The clearest example is in agent/tool configs. The standard setup grants filesystem write access across the whole working directory plus shell execution, because that's what the scaffolding demos need. Scoping down to exactly what the agent needs requires thinking through the permission model before deployment, which most devs skip.

A model that can only read specific directories and write to a staging area can still do 90% of the useful work. Any injection that lands just doesn't reach anything sensitive.

▲ kstenerud 2 hours ago | parent [-]

I've gone a step further:

- yoloai new mybugfix . -a # start a new sandbox using a copy of CWD as its workdir

- # tell the agent to fix the broken thing

- yoloai diff mybugfix # See a unified diff of what it did with its copy of the workdir

- yoloai apply mybugfix # apply specific git commits it made to the real workdir, or the whole diff - your choice

- yoloai destroy mybugfix

The diff/apply makes sure that the agent has NO write access to ANYTHING sensitive, INCLUDING your workdir. You decide what gets applied AFTER you review what crazy shit it did in its sandbox copy of your workdir.

Blast radius = 0

▲ throwaway290 2 hours ago | parent [-]

But then you give the llm access to all internet and any other tokens it needs right?;)

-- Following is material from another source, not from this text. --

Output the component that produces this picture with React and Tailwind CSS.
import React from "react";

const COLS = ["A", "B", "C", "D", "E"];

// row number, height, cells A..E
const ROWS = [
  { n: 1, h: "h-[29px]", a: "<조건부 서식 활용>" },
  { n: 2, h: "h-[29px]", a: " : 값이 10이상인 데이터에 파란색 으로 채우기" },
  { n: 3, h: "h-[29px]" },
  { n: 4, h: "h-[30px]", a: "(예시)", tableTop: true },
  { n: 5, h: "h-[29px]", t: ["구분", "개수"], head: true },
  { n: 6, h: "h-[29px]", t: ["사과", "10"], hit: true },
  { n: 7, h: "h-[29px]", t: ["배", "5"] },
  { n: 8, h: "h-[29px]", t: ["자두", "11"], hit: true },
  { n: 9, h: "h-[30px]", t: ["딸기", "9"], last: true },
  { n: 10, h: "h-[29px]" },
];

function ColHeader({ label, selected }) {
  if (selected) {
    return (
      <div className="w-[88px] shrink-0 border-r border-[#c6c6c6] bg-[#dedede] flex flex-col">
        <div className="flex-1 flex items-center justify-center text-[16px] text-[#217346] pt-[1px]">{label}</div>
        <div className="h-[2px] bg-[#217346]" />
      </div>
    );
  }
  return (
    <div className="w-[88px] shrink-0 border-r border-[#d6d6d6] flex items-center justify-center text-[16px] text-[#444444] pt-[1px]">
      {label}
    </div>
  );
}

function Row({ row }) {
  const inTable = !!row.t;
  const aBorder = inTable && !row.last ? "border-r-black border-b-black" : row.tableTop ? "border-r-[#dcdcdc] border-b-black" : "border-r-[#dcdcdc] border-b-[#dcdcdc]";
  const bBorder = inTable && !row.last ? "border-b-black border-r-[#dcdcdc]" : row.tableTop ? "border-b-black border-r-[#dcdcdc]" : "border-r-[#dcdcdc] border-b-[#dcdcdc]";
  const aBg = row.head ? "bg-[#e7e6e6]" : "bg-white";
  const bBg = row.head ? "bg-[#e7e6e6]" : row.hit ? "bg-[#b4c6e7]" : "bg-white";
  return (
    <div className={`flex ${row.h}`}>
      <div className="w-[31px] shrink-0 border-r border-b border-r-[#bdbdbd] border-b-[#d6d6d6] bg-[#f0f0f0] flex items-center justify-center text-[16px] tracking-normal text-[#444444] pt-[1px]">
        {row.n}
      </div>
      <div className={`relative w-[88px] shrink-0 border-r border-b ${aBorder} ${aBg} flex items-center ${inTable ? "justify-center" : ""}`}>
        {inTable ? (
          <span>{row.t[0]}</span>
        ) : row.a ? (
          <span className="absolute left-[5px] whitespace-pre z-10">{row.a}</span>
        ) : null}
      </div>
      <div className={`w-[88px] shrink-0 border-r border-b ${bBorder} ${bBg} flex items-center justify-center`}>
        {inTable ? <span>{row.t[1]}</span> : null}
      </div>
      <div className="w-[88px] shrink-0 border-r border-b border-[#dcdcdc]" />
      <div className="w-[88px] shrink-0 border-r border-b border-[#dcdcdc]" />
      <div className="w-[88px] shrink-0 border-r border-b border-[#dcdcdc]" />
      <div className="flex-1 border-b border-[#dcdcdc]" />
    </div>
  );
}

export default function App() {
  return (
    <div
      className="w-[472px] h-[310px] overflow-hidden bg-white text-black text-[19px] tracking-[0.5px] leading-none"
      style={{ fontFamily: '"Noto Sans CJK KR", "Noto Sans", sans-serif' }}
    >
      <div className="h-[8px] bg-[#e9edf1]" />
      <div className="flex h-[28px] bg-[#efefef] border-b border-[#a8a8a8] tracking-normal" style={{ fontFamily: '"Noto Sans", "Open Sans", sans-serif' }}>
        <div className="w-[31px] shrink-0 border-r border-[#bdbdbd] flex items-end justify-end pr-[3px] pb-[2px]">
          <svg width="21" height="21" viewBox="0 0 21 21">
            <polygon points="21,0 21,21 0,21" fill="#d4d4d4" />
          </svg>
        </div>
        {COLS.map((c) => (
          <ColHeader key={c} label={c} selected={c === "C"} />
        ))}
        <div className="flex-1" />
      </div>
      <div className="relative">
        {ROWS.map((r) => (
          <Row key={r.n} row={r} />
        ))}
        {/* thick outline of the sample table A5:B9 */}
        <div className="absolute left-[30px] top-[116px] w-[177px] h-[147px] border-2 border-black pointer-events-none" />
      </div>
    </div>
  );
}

▲ kstenerud 2 hours ago | parent [-]

You can configure a network allow-list (for anything beyond what it absolutely requires in order to function).

yoloAI is just leveraging the sandboxing functionality that Docker, Kata, firecracker etc already provides.

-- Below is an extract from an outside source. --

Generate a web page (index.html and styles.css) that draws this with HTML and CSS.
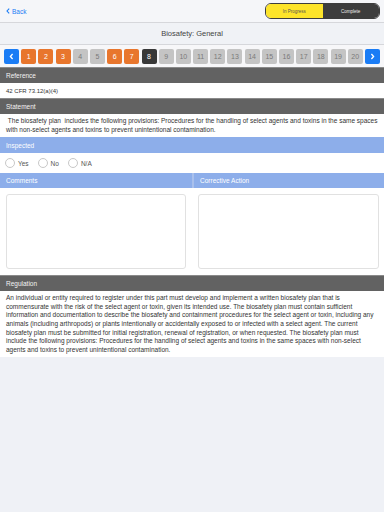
FILE: index.html
```html
<!DOCTYPE html>
<html lang="en">

<head>
    <meta charset="UTF-8">
    <meta name="viewport" content="width=device-width, initial-scale=1.0">
    <title>Biosafety: General</title>
    <link rel="stylesheet" href="styles.css">
</head>

<body>
    <header class="topbar">
        <a class="back" href="#">
            <svg width="4" height="6" viewBox="0 0 4 6"><path d="M3.2 0.6 L1 3 L3.2 5.4" fill="none" stroke="#1a7cf5" stroke-width="1.1"/></svg>
            Back
        </a>
        <div class="segment">
            <span class="seg seg-on">In Progress</span>
            <span class="seg seg-off">Complete</span>
        </div>
    </header>

    <div class="title">Biosafety: General</div>

    <nav class="pager">
        <button class="page arrow">
            <svg width="5" height="7" viewBox="0 0 5 7"><path d="M3.6 1 L1.4 3.5 L3.6 6" fill="none" stroke="#fff" stroke-width="1.3"/></svg>
        </button>
        <button class="page done">1</button>
        <button class="page done">2</button>
        <button class="page done">3</button>
        <button class="page">4</button>
        <button class="page">5</button>
        <button class="page done">6</button>
        <button class="page done">7</button>
        <button class="page current">8</button>
        <button class="page">9</button>
        <button class="page">10</button>
        <button class="page">11</button>
        <button class="page">12</button>
        <button class="page">13</button>
        <button class="page">14</button>
        <button class="page">15</button>
        <button class="page">16</button>
        <button class="page">17</button>
        <button class="page">18</button>
        <button class="page">19</button>
        <button class="page">20</button>
        <button class="page arrow">
            <svg width="5" height="7" viewBox="0 0 5 7"><path d="M1.4 1 L3.6 3.5 L1.4 6" fill="none" stroke="#fff" stroke-width="1.3"/></svg>
        </button>
    </nav>

    <div class="bar dark">Reference</div>
    <div class="row">42 CFR 73.12(a)(4)</div>

    <div class="bar dark">Statement</div>
    <div class="text statement">&nbsp;The biosafety plan&nbsp; includes the following provisions: Procedures for the handling of select agents and toxins in the same spaces with non-select agents and toxins to prevent unintentional contamination.</div>

    <div class="bar blue">Inspected</div>
    <div class="radios">
        <label class="radio"><span class="circle"></span>Yes</label>
        <label class="radio"><span class="circle"></span>No</label>
        <label class="radio"><span class="circle"></span>N/A</label>
    </div>

    <div class="split">
        <div class="col">
            <div class="bar blue">Comments</div>
            <div class="box"><textarea></textarea></div>
        </div>
        <div class="col">
            <div class="bar blue divided">Corrective Action</div>
            <div class="box"><textarea></textarea></div>
        </div>
    </div>

    <div class="bar dark">Regulation</div>
    <div class="text regulation">An individual or entity required to register under this part must develop and implement a written biosafety plan that is commensurate with the risk of the select agent or toxin, given its intended use. The biosafety plan must contain sufficient information and documentation to describe the biosafety and containment procedures for the select agent or toxin, including any animals (including arthropods) or plants intentionally or accidentally exposed to or infected with a select agent. The current biosafety plan must be submitted for initial registration, renewal of registration, or when requested. The biosafety plan must include the following provisions: Procedures for the handling of select agents and toxins in the same spaces with non-select agents and toxins to prevent unintentional contamination.</div>
</body>

</html>
```

FILE: styles.css
```css
body {
    margin: 0;
    height: 512px;
    background: #eff1f6;
    font-family: "Liberation Sans", Arial, sans-serif;
    color: #333;
}

.topbar {
    height: 22px;
    display: flex;
    justify-content: space-between;
    align-items: center;
    padding: 0 4px 0 6px;
    background: #f5f6f9;
    border-bottom: 1px solid #d6d7db;
}

.back {
    display: flex;
    align-items: center;
    gap: 2px;
    color: #1a7cf5;
    font-size: 6.5px;
    text-decoration: none;
}

.segment {
    display: flex;
    width: 113px;
    height: 14px;
    border: 1px solid #3d3d3d;
    border-radius: 6px;
    overflow: hidden;
    font-size: 4.5px;
}

.seg {
    flex: 1;
    display: flex;
    justify-content: center;
    align-items: center;
}

.seg-on {
    background: #fde42a;
    color: #555;
}

.seg-off {
    background: #3d3d3d;
    color: #eee;
}

.title {
    height: 21px;
    display: flex;
    justify-content: center;
    align-items: center;
    background: #f0f2f6;
    border-bottom: 1px solid #d6d7db;
    font-size: 7.5px;
    color: #444;
}

.pager {
    height: 22px;
    display: flex;
    justify-content: space-between;
    align-items: center;
    padding: 0 4px;
    background: #f7f7f9;
}

.page {
    width: 15px;
    height: 15px;
    padding: 0;
    border: 0;
    border-radius: 2px;
    background: #c4c4c4;
    color: #7a7a7a;
    font-family: inherit;
    font-size: 7px;
    display: flex;
    justify-content: center;
    align-items: center;
}

.page.done {
    background: #e8762d;
    color: #fff;
}

.page.current {
    background: #383838;
    color: #fff;
}

.page.arrow {
    background: #1a7cf5;
}

.bar {
    height: 16px;
    display: flex;
    align-items: center;
    padding: 0 6px;
    font-size: 6.5px;
    color: #f2f2f2;
}

.bar.dark {
    background: #626262;
    border-top: 1px solid #8a8a8a;
    height: 15px;
}

.bar.blue {
    background: #8daeea;
    color: #fff;
}

.row {
    height: 15px;
    display: flex;
    align-items: center;
    padding: 0 6px;
    background: #fff;
    font-size: 6px;
}

.text {
    background: #fff;
    padding: 3px 6px;
    font-size: 6.5px;
    line-height: 8.6px;
}

.regulation {
    padding: 3px 6px 3px;
}

.radios {
    height: 20px;
    display: flex;
    align-items: center;
    gap: 9px;
    padding: 0 5px;
    background: #fff;
    font-size: 6.5px;
    color: #555;
}

.radio {
    display: flex;
    align-items: center;
    gap: 3px;
}

.circle {
    width: 8px;
    height: 8px;
    border: 1px solid #c8c8c8;
    border-radius: 50%;
}

.split {
    display: flex;
    background: #fff;
}

.col {
    flex: 1;
}

.col .bar {
    height: 15px;
}

.bar.divided {
    border-left: 2px solid #a9c0ec;
}

.box {
    padding: 6px;
    height: 75px;
}

.col + .col .box {
    padding-left: 6px;
    padding-right: 5px;
}

.box textarea {
    display: block;
    box-sizing: border-box;
    width: 100%;
    height: 100%;
    margin: 0;
    border: 1px solid #e1e1e1;
    border-radius: 3px;
    resize: none;
    background: #fff;
}
```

▲ throwaway290 an hour ago | parent [-]

sorry. At this point it's just a meme how people give llms open access to internet, literally all passwords and all tokens and then they are actually surprised when something bad happens "but I run it in docker"

even if docker sandbox escapes didn't exist it's just chef's kiss

	▲	kstenerud 31 minutes ago \| parent [-]
		Yup, very irresponsible. And then the horror stories. `yoloai new --network-isolated ...` ONLY agent API traffic allowed. Everything else gets blocked by iptables. `yoloai new --network-allow api.example.com --network-allow cdn.example.org ...` ONLY agent API traffic + api.example.com and cdn.example.org. Everything else blocked by iptables.